18. E : tant sia ioves efas ; a’ : tant sia ioves ni sans. — F. Pfützner, Ueber die Aussprache des provenzalischen A (Halle, 1885, p. 30), a tort de citer notre passage comme ex. de a plenissonans (efas) rimant avec a semissonans (vilas), etc. : infans donne énfas, énfes, forme attestée (cf. Appel, Chr.², p. VIII ; cf. Razos, éd. Biadene, Studj, I, p. 364 : « en nominatiu et el uocatiu singular diz hom : seigners. coms. vescoms. enfes. homs... »), mais qui n’a rien à faire ici où nous avons e(n)fá(n)s, cas sujet refait sur le thème du cas oblique. Néanmoins, la rime est irrégulière pour une autre raison : efás avec -áns de -ant + s (-ans avec l’n stable) n’est pas possible ici à la rime, tous les autres mots ayant l’n instable ; on ne saurait invoquer les quelques exceptions très rares de ans : a(n)s, se présentant soit dans les troubadours (Bartsch, Denkmäler, p. 333, n. 179, 10, 11 ; Lienig, Die Grammatik der prov. Leys d’amors, Breslau, 1890, Iª, p. 96 ; cf. Erdmannsdöffer, Reimwörterbuch der Trob., Berlin, 1897, Intr. et -an), soit en dehors de la poésie lyrique (Suchier, Denkmäler, pp. XIV et 530, n. ; P. Meyer, Crois. Alb., Intr. p. XC) ; il semble que cet efans a été introduit dans notre chanson pour remplacer le mot originel, dans une région où les autres -a(n)s étaient prononcées ans, c’est-à-dire au sud-est, où n instable était prononcée ; ensuite, un copiste de la rédaction E, qui ne prononçait pas l’n instable, avait écrit partout as (tandis que la rédaction a porte -ans). En somme, d’après les précédents, on ne peut attribuer à Elias lui-même cette irrégularité qui était évitée même par les troubadours originaires du sud-est. Le ms. a’ donne : tant sia ioves n’i(n)sa(n)s. Cet insans « déraisonnable, fou », n’est pas attesté en anc. provençal et manque aussi à Mistral ; (dans 422, 2, str. IV, le sens contraire de sans est attesté : c’om sas ho ten a faillia ; cf. aussi ital. « insano », « insania » ; anc. fr. « insanie », « insanier », « insané »). — Thomas me dit, au reste, qu’il croit impossible le mot i(n)sa(n)s et qu’il vaut mieux laisser subsister efas en admettant que l’accent d’énfas a été transposé sur la dernière syllabe pour la rime.

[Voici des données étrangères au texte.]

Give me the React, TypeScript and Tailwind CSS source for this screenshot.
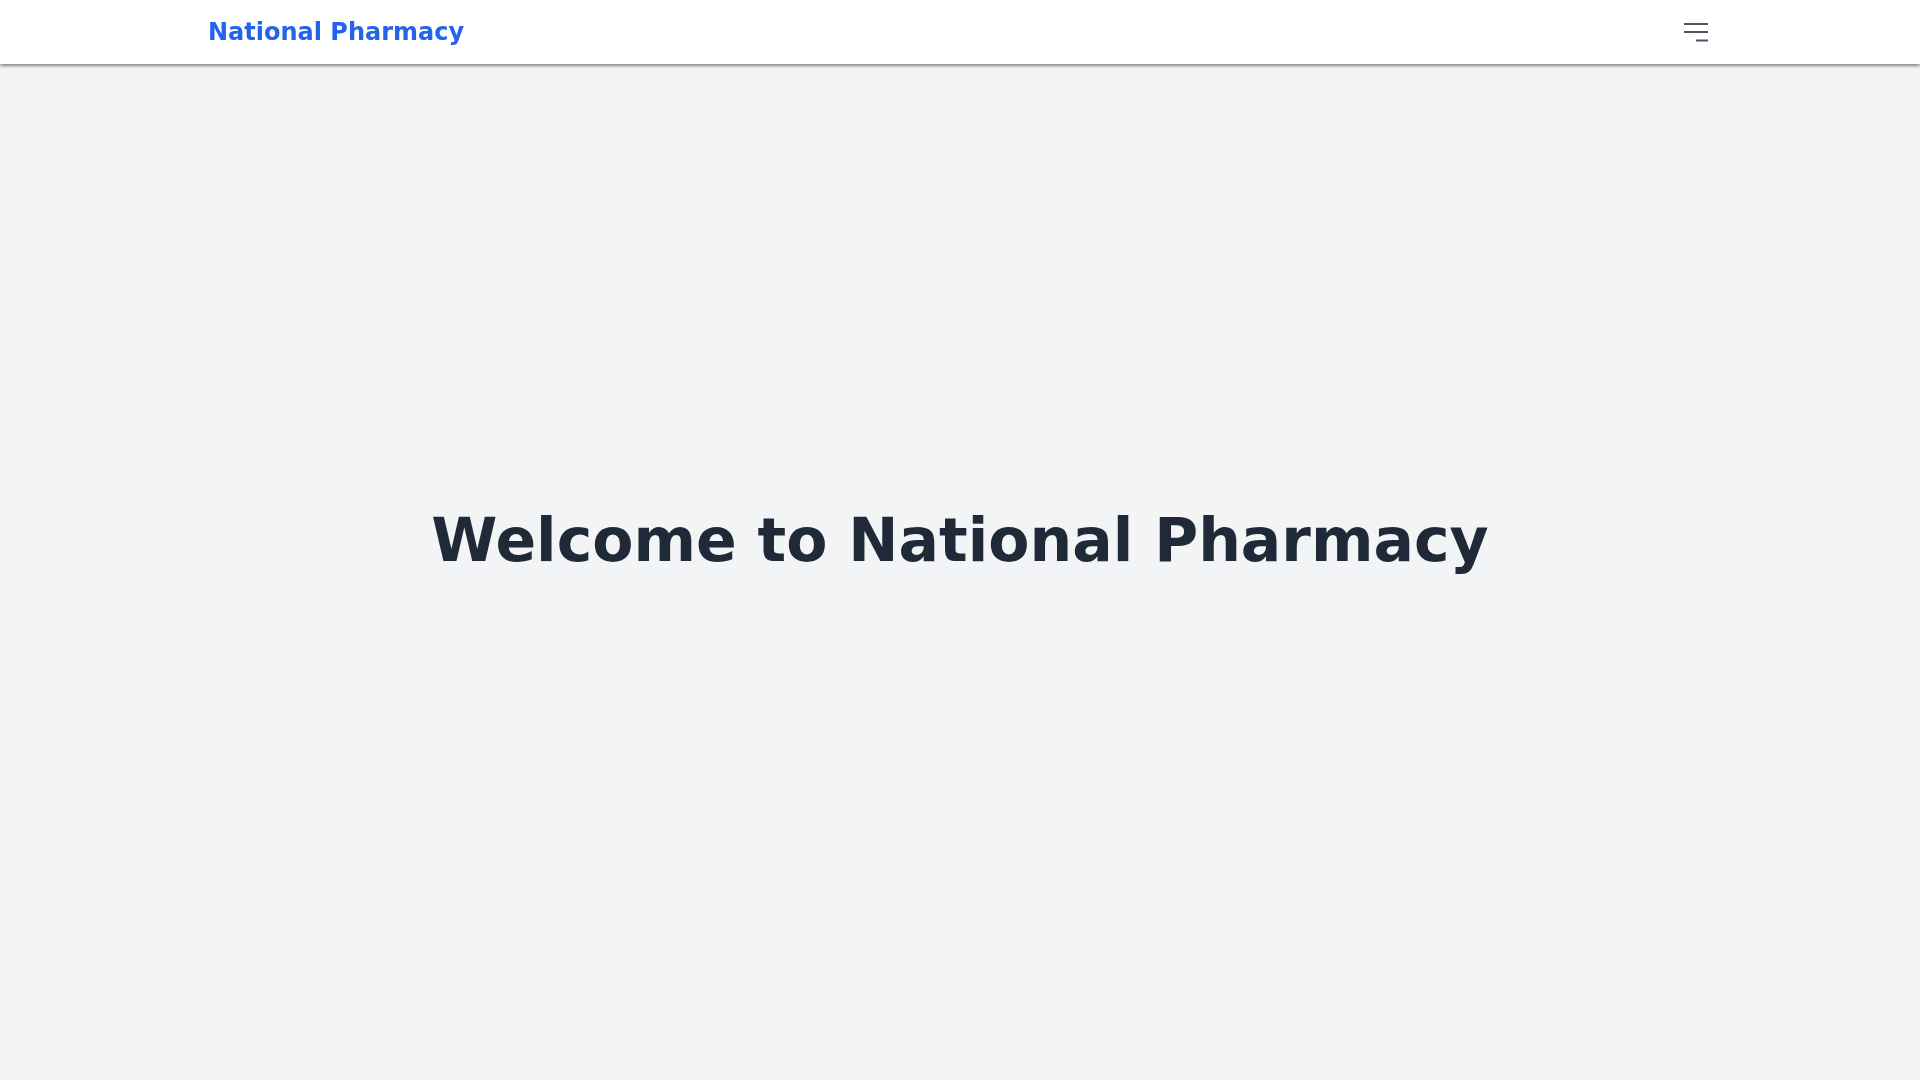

19. E : qui mezes dos astezas ; a’ : qi mezel dos e bezanz ;bezantz de a’ devant être écarté pour la même raison que enfans, il ne reste que « astezas ». — R., II, 136, II : asteza, s. f., « petite pique, tronçon » ; il cite ce seul exemple qu’il traduit : « Je ne sais baron, tan il soit jeune enfant, qui mît douze tronçons [dos’ astezas] et vous servit sans récompense ». Il est évident que cela est impossible comme sens et comme formation (astezá, s. f. et : ans). — Pfützner (loc. cit., p. 30, n. 1) suppose une formation sur hasta + cianus, qui est impossible. La bonne voie a été indiquée par Levy, S.-W., I, p. 93, qui, après avoir cité R., II, 136, II, ajoute : « cor. artezas « artesische Münzen ; vgl. Du Cange artesiani ». L’étymologie définitive, qui m’est indiquée par Thomas, est le nom de la ville d’Asti, et non celui d’Arras. Elle se vérifie au reste entièrement au point de vue historique. Cf. Domenico Promis, Monete della zecca d’Asti..., Torino, 1853, p. 11 : « ... i cittadini..., nel 1240, ... ottennero dall’ imperatore Conrado II l’importante regalia della zecca... ». L’usage de la monnaie d’Asti est attesté, aussi bien pour le douzième que pour le treizième siècles, dans une grande partie de l’Italie du Nord (cf. ibid., pp. 19-20 et tables, p. 42). Il faut ajouter que l’on ne frappait à Asti que la petite monnaie, des fractions de la livre impériale, commune à tout le pays : grossi (trois pour un soldo) valant un soixantième de la livre ; danari, un quart du grosso ; oboli, moitié du danaro (ibid.). Il n’est pas indifférent non plus de savoir que dès le treizième siècle on trouve dans les actes des mentions expresses : « bonorum astensium » (ibid., p. 42 ). — Quant au nom de cette monnaie, on sait que l’adjectif « astigiano » existe à côté de « astese » et que c’est lui précisément qui est employé lorsque l’adjectif est pris dans le sens du substantif, p. ex. pour les noms tirés de la ville natale de quelques écrivains du quatorzième et du quinzième siècle (Astesanus, théologien du XIVe s. ; Nicolas Astesanus ou Astesan, calligraphie du XVe s. ; Astesanus Antonius, humaniste du XVe s.). Cf. d’ailleurs dans Promis, p. 21, une mention d’ « astigiani grossi ». C’est à cette forme que correspond le provençal astezan, s. m. — Ce que nous avons dit de la petite valeur de la monnaie d’Asti, et peut-être aussi ce que nous savons de la mauvaise opinion qui l’entourait dès le treizième siècle, s’accorde parfaitement avec l’allusion de notre vers.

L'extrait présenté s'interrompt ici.